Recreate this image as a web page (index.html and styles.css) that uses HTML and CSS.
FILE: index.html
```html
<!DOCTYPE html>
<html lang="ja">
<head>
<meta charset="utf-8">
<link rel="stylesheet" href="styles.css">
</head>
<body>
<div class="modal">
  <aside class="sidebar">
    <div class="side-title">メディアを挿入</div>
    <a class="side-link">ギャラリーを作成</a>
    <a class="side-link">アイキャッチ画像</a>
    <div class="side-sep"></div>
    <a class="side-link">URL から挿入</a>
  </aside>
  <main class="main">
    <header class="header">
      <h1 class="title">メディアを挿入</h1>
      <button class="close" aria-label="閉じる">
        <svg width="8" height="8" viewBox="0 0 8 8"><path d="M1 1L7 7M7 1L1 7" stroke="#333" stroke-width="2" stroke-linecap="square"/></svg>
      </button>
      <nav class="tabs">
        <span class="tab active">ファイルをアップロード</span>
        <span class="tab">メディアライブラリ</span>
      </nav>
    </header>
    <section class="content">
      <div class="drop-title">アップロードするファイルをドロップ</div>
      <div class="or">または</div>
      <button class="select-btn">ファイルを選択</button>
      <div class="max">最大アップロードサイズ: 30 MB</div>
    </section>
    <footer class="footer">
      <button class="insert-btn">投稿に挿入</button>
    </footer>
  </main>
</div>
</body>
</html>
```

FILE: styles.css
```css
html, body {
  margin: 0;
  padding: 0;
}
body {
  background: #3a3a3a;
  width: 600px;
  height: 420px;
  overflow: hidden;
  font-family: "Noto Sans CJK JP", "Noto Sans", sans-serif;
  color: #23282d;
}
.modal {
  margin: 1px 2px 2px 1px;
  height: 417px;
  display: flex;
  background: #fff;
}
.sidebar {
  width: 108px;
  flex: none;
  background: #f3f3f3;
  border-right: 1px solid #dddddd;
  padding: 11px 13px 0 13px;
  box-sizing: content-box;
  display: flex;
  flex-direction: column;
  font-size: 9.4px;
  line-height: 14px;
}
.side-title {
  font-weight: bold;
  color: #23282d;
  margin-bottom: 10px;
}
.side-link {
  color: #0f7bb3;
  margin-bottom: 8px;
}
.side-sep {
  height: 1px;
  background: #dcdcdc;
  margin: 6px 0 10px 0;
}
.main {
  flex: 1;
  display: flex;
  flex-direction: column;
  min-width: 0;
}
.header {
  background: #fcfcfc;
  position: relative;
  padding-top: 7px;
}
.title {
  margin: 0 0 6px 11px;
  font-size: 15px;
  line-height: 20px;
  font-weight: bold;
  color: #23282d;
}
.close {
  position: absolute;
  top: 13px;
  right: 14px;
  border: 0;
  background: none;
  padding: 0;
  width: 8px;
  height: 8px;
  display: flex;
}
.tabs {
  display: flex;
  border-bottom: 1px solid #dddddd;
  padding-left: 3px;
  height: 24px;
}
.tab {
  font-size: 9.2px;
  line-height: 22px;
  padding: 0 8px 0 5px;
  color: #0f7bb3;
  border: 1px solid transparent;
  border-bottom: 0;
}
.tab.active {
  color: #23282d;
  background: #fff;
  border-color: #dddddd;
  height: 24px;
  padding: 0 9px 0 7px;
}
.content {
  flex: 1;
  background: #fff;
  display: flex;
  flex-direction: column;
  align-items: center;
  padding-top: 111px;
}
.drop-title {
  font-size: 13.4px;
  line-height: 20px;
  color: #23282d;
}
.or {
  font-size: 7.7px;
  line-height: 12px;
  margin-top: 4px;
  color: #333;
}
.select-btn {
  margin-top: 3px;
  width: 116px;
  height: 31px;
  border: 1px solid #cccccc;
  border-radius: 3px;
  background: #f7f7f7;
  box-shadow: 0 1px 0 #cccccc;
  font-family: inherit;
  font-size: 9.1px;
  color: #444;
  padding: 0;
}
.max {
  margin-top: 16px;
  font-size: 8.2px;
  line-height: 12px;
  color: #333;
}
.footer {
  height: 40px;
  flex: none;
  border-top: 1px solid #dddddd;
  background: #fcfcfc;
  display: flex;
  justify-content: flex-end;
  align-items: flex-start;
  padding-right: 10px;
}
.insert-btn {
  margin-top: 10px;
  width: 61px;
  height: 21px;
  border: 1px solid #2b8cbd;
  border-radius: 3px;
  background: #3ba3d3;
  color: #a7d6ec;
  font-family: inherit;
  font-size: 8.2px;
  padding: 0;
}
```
..........
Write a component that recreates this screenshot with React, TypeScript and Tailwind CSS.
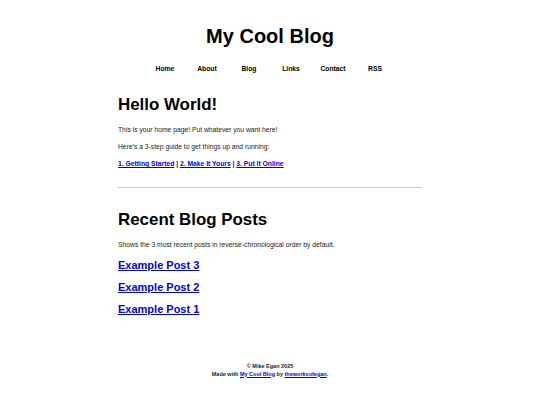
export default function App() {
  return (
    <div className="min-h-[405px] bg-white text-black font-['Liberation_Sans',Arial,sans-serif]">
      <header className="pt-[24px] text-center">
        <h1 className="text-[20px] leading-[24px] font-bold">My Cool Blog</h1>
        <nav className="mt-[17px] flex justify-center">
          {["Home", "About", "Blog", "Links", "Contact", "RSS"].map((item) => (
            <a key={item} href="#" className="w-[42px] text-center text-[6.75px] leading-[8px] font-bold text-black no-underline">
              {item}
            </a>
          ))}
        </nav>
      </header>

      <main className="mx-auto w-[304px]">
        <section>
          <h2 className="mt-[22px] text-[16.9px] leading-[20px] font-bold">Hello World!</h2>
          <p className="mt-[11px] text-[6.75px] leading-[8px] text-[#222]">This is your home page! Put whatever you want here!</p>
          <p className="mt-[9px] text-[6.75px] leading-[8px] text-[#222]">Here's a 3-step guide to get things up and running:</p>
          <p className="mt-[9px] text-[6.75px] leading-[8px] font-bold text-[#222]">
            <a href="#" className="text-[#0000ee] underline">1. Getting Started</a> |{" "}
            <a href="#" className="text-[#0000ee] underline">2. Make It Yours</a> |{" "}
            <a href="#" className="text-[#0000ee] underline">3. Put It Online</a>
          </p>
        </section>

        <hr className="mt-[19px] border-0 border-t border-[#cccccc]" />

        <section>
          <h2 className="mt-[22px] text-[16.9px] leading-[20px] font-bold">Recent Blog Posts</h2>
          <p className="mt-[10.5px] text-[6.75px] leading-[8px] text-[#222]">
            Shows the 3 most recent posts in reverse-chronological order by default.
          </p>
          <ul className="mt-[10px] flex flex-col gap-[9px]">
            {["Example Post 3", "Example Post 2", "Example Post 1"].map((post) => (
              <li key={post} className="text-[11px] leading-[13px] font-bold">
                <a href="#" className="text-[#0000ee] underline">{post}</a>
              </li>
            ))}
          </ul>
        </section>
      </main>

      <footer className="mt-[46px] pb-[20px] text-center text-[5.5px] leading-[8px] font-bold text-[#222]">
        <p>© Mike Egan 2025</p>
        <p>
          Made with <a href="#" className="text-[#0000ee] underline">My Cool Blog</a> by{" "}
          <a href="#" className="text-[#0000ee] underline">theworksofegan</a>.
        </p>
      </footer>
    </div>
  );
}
..........
Reply with nothing but a number: how many lines of the entries above contain the string "that"?

2